国土交通省は、幼稚園児(3~6歳)の送迎で使用されるバスのシートベルトに関するガイドラインを公表した。幼児自身で正しく脱着できるよう、2点式の巻き取り装置付きシートベルトが適切であるなどの要件を示した。今後、自動車メーカーに対し、ガイドラインに基づいたシートベルトを備える幼児用バスを2026年度中をめどに市場投入するよう要請する。
有識者などで構成する「車両安全対策検討会」で、幼児用バスの事故実態の分析結果や、日本自動車工業会(片山正則会長)による安全評価試験の結果などを踏まえてガイドラインをまとめた。

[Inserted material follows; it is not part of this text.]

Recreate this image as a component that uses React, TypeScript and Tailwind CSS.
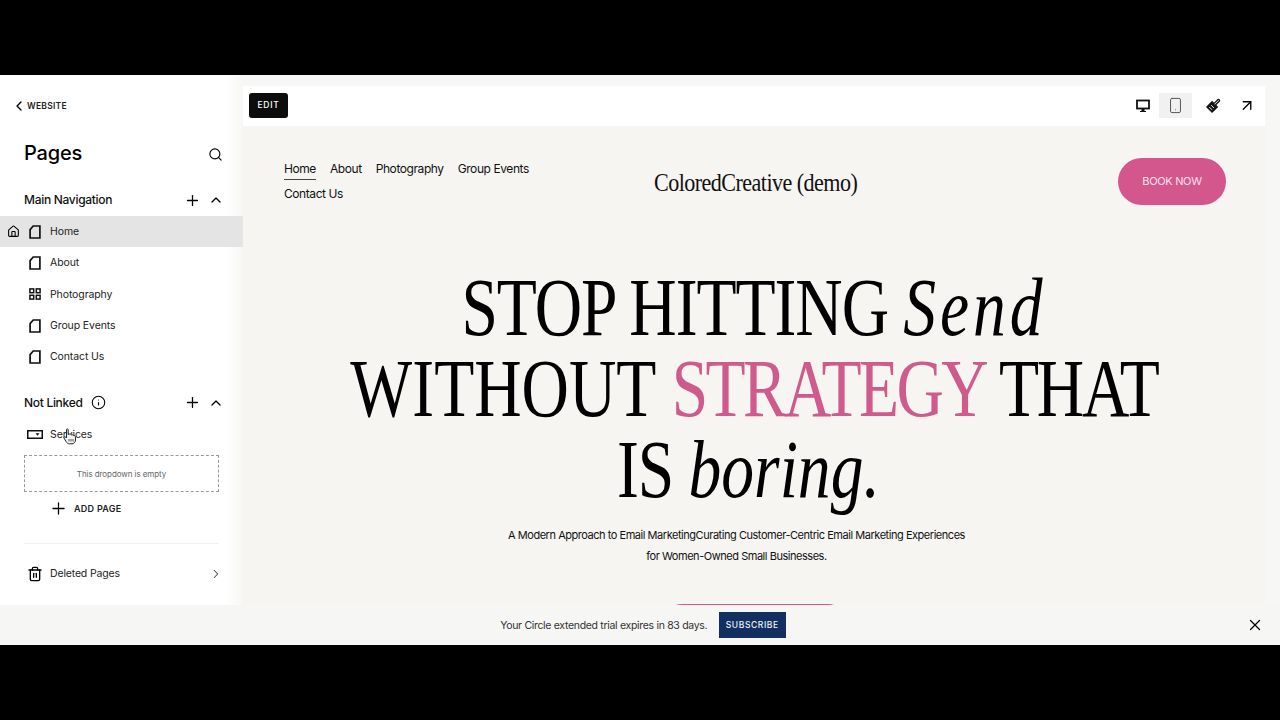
import type { ReactNode } from 'react';
import { ChevronLeft, ChevronRight, ChevronUp, Search, Plus, House, Info, Trash2, X, Smartphone, ArrowUpRight } from 'lucide-react';

function PageIcon() {
  return (
    <svg width="12" height="14" viewBox="0 0 12 14" fill="none" stroke="#111" strokeWidth="1.7">
      <path d="M4.2 1H10.9V13H1.1V4.6Z" />
    </svg>
  );
}

function GridIcon() {
  return (
    <svg width="12" height="12" viewBox="0 0 12 12" fill="none" stroke="#111" strokeWidth="1.5">
      <rect x="0.9" y="0.9" width="3.8" height="3.8" />
      <rect x="7.3" y="0.9" width="3.8" height="3.8" />
      <rect x="0.9" y="7.3" width="3.8" height="3.8" />
      <rect x="7.3" y="7.3" width="3.8" height="3.8" />
    </svg>
  );
}

function DropdownIcon() {
  return (
    <svg width="16" height="9" viewBox="0 0 16 9" fill="none">
      <rect x="0.75" y="0.75" width="14.5" height="7.5" stroke="#111" strokeWidth="1.5" />
      <path d="M8.5 3.2H12.5L10.5 5.8Z" fill="#111" />
    </svg>
  );
}

function MonitorIcon() {
  return (
    <svg width="14" height="14" viewBox="0 0 14 14" fill="none">
      <rect x="1" y="1.5" width="12" height="8" stroke="#111" strokeWidth="1.8" />
      <path d="M5.5 10H8.5V12H10V13H4V12H5.5Z" fill="#111" />
    </svg>
  );
}

function BrushIcon() {
  return (
    <svg width="15" height="15" viewBox="0 0 16 16" fill="none" stroke="#111" strokeWidth="1.4">
      <path d="M1 9.5L6.5 4L12 9.5L6.5 15Z" fill="#111" />
      <path d="M3.4 9.6L6.4 12.6M5.4 7.6L8.4 10.6" stroke="#fff" strokeWidth="1" />
      <path d="M8.5 6L12.8 1.7C13.6 1.1 14.9 2.3 14.3 3.2L10 7.5" fill="#fff" />
    </svg>
  );
}

function HandCursor() {
  return (
    <svg className="absolute left-[63px] top-[9px]" width="14" height="17" viewBox="0 0 14 17">
      <path d="M3.5 1.5C3.5 0.6 5.2 0.6 5.2 1.5V6.5L6.5 6C7.5 6 8 6.3 8.3 6.8C9.3 6.5 10 6.8 10.3 7.4C11.5 7.2 12.5 8 12.5 9.2V12C12.5 14 11 15.8 9 15.8H6.5C5 15.8 4 15 3 13.5L1 10C0.6 9 1.7 8.2 2.6 9L3.5 10Z" fill="#f2f2f2" stroke="#222" strokeWidth="1" />
      <path d="M6 11V13.5M8 11V13.5M10 11V13.5" stroke="#444" strokeWidth="0.9" />
    </svg>
  );
}

function PageRow({ label, active, icon }: { label: string; active?: boolean; icon?: ReactNode }) {
  return (
    <div className={`flex h-[31.4px] items-center ${active ? 'bg-[#e4e4e4]' : ''}`}>
      <span className="flex w-[27px] justify-start pl-[7px]">
        {active && <House size={13} strokeWidth={2} className="text-black" />}
      </span>
      <span className="flex w-[16px] justify-center">{icon ?? <PageIcon />}</span>
      <span className="ml-[7px] text-[10.5px] tracking-[-0.01em] text-[#222]">{label}</span>
    </div>
  );
}

function SectionHead({ title, info }: { title: string; info?: boolean }) {
  return (
    <div className="flex h-[20px] items-center pl-[24px] pr-[19px]">
      <span className="text-[12px] font-medium tracking-[-0.025em] text-[#111]">{title}</span>
      {info && <Info size={15} strokeWidth={1.7} className="ml-[8px] text-black" />}
      <Plus size={17} strokeWidth={1.8} className="ml-auto mr-[7px] text-black" />
      <ChevronUp size={16} strokeWidth={2} className="text-black" />
    </div>
  );
}

function Sidebar() {
  return (
    <aside className="flex h-[530px] w-[243px] shrink-0 flex-col bg-linear-to-r from-white from-[93%] to-[#f7f7f5] pt-[23px]" style={{ fontFamily: 'Inter, sans-serif' }}>
      <div className="flex h-[16px] items-center pl-[11px]">
        <ChevronLeft size={16} strokeWidth={2} className="text-black" />
        <span className="text-[8.5px] font-semibold tracking-[0.03em] text-[#222]">WEBSITE</span>
      </div>
      <div className="mt-[25px] flex items-center justify-between pl-[24px] pr-[20px]">
        <h1 className="text-[20px] font-medium leading-[28px] tracking-[-0.01em] text-black">Pages</h1>
        <Search size={15} strokeWidth={1.8} className="mt-[2px] text-black" />
      </div>
      <div className="mt-[23px]"><SectionHead title="Main Navigation" /></div>
      <div className="mt-[6px]">
        <PageRow label="Home" active />
        <PageRow label="About" />
        <PageRow label="Photography" icon={<GridIcon />} />
        <PageRow label="Group Events" />
        <PageRow label="Contact Us" />
      </div>
      <div className="mt-[20px]"><SectionHead title="Not Linked" info /></div>
      <div className="relative mt-[6px]">
        <PageRow label="Services" icon={<DropdownIcon />} />
        <HandCursor />
      </div>
      <div className="ml-[24px] mt-[5px] flex h-[37px] w-[195px] items-center justify-center border border-dashed border-[#9a9a9a]">
        <span className="mt-px text-[8px] tracking-[-0.01em] text-[#666]">This dropdown is empty</span>
      </div>
      <div className="ml-[49px] mt-[7px] flex h-[19px] items-center">
        <Plus size={19} strokeWidth={1.6} className="text-black" />
        <span className="ml-[6px] text-[9px] font-semibold tracking-[0.03em] text-[#222]">ADD PAGE</span>
      </div>
      <div className="mx-[24px] mt-[25px] h-px bg-[#f1f1f1]" />
      <div className="mt-[22px] flex h-[16px] items-center pl-[27px] pr-[20px]">
        <Trash2 size={16} strokeWidth={2} className="text-black" />
        <span className="ml-[7px] text-[10.5px] tracking-[-0.015em] text-[#222]">Deleted Pages</span>
        <ChevronRight size={14} strokeWidth={1.8} className="ml-auto text-[#444]" />
      </div>
    </aside>
  );
}

function Toolbar() {
  return (
    <div className="flex h-[40px] shrink-0 items-center bg-white pb-[1px] pl-[6px] pr-[9px]" style={{ fontFamily: 'Inter, sans-serif' }}>
      <div className="flex h-[25px] w-[39px] items-center justify-center rounded-[3px] bg-[#0c0c0c] text-[8.5px] font-medium tracking-[0.08em] text-white">EDIT</div>
      <div className="ml-auto flex h-[25px] items-center bg-[#f1f1f1]">
        <span className="flex h-[25px] w-[33px] items-center justify-center bg-white">
          <MonitorIcon />
        </span>
        <span className="flex h-[25px] w-[33px] items-center justify-center">
          <Smartphone size={17} strokeWidth={1.4} className="text-[#555]" />
        </span>
      </div>
      <span className="ml-[13px] flex w-[16px] justify-center"><BrushIcon /></span>
      <span className="ml-[17px] flex w-[18px] justify-center"><ArrowUpRight size={21} strokeWidth={1.8} className="text-black" /></span>
    </div>
  );
}

function Preview() {
  return (
    <main className="flex h-[530px] flex-1 flex-col overflow-hidden border-r-[15px] border-t-[11px] border-[#f7f7f6] bg-[#f6f5f2]">
      <Toolbar />
      <div className="flex items-start pl-[41px] pr-[39px] pt-[30px]" style={{ fontFamily: 'Inter, sans-serif' }}>
        <nav className="flex w-[270px] flex-wrap gap-x-[14px] text-[12px] leading-[25px] tracking-[-0.035em] text-[#111]">
          <span className="underline decoration-[#444] underline-offset-[6px]">Home</span>
          <span>About</span>
          <span>Photography</span>
          <span>Group Events</span>
          <span>Contact Us</span>
        </nav>
        <div className="ml-[100px] mt-[3px] origin-left scale-x-[0.85] text-[26px] leading-[48px] tracking-[-0.025em] text-[#111]" style={{ fontFamily: '"Liberation Serif", serif' }}>ColoredCreative (demo)</div>
        <button className="ml-auto mt-[2px] h-[47px] w-[108px] rounded-[24px] bg-[#d3568d] text-[11px] tracking-[-0.03em] text-[#fbe3ee]">BOOK NOW</button>
      </div>
      <section className="mt-[60px] scale-x-[0.8] text-center text-[82px] leading-[81px] text-black" style={{ fontFamily: '"Liberation Serif", serif' }}>
        <div className="tracking-[-0.016em]">STOP HITTING <em className="tracking-[0.06em]">Send</em></div>
        <div>
          <span>WITHOUT </span>
          <span className="tracking-[-0.04em] text-[#cf5a8c]">STRATEGY</span>
          <span className="tracking-[-0.034em]"> THAT</span>
        </div>
        <div className="pr-[14px] tracking-[-0.016em]">IS <em className="tracking-[0em]">boring.</em></div>
      </section>
      <p className="mt-[15px] pr-[35px] text-center text-[11px] leading-[20.5px] tracking-[-0.042em] text-[#111]" style={{ fontFamily: 'Inter, sans-serif' }}>
        A Modern Approach to Email MarketingCurating Customer-Centric Email Marketing Experiences
        <br />
        for Women-Owned Small Businesses.
      </p>
      <div className="ml-[419px] mt-[37.5px] h-[20px] w-[186px] shrink-0 rounded-t-[24px] bg-[#d3568d]" />
    </main>
  );
}

export default function App() {
  return (
    <div className="flex h-[720px] w-[1280px] flex-col overflow-hidden bg-black">
      <div className="h-[75px] shrink-0 bg-black" />
      <div className="flex h-[530px] shrink-0 bg-[#f7f7f6]">
        <Sidebar />
        <Preview />
      </div>
      <div className="relative flex h-[40px] shrink-0 items-center justify-center gap-[11.5px] bg-[#f6f6f5] pl-[6px]" style={{ fontFamily: 'Inter, sans-serif' }}>
        <span className="mt-px text-[10.5px] tracking-[-0.03em] text-[#333]">Your Circle extended trial expires in 83 days.</span>
        <span className="flex h-[26px] w-[67px] items-center justify-center bg-[#12305f] text-[8.5px] font-medium tracking-[0.07em] text-[#eef2f8]">SUBSCRIBE</span>
        <X size={18} strokeWidth={1.6} className="absolute right-[16px] text-black" />
      </div>
      <div className="flex-1 bg-black" />
    </div>
  );
}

幼児用バスの幼児用座席に適したシートベルトとして、2点式の巻き取り装置付きのほかに「一般的なシートベルトより小さいサイズと操作力」「取り付け部の強度などは一般的なシートベルトと同様」とすることが適切だとした。
衝突時や横転時の安全性確保の効果をより高める上で「シートバック(座席背もたれ部)の後面に緩衝材を追加し、高さを変更することも合わせて行うことが望ましい」とした。
全ての幼児用バスに装備を義務付けることはせず、使用実態に応じ、使用者が新車購入時に2点式の巻き取り装置付きシートベルトの装備を選択できるようにする。幼児用バスに関する事故が着実に減少していることや、使用者の費用負担などを踏まえた。
国交省の調べによると、12~21年の10年間において、幼児用バスが関係した死亡者数はなく、重傷者数は5人、軽傷者数は194人だった。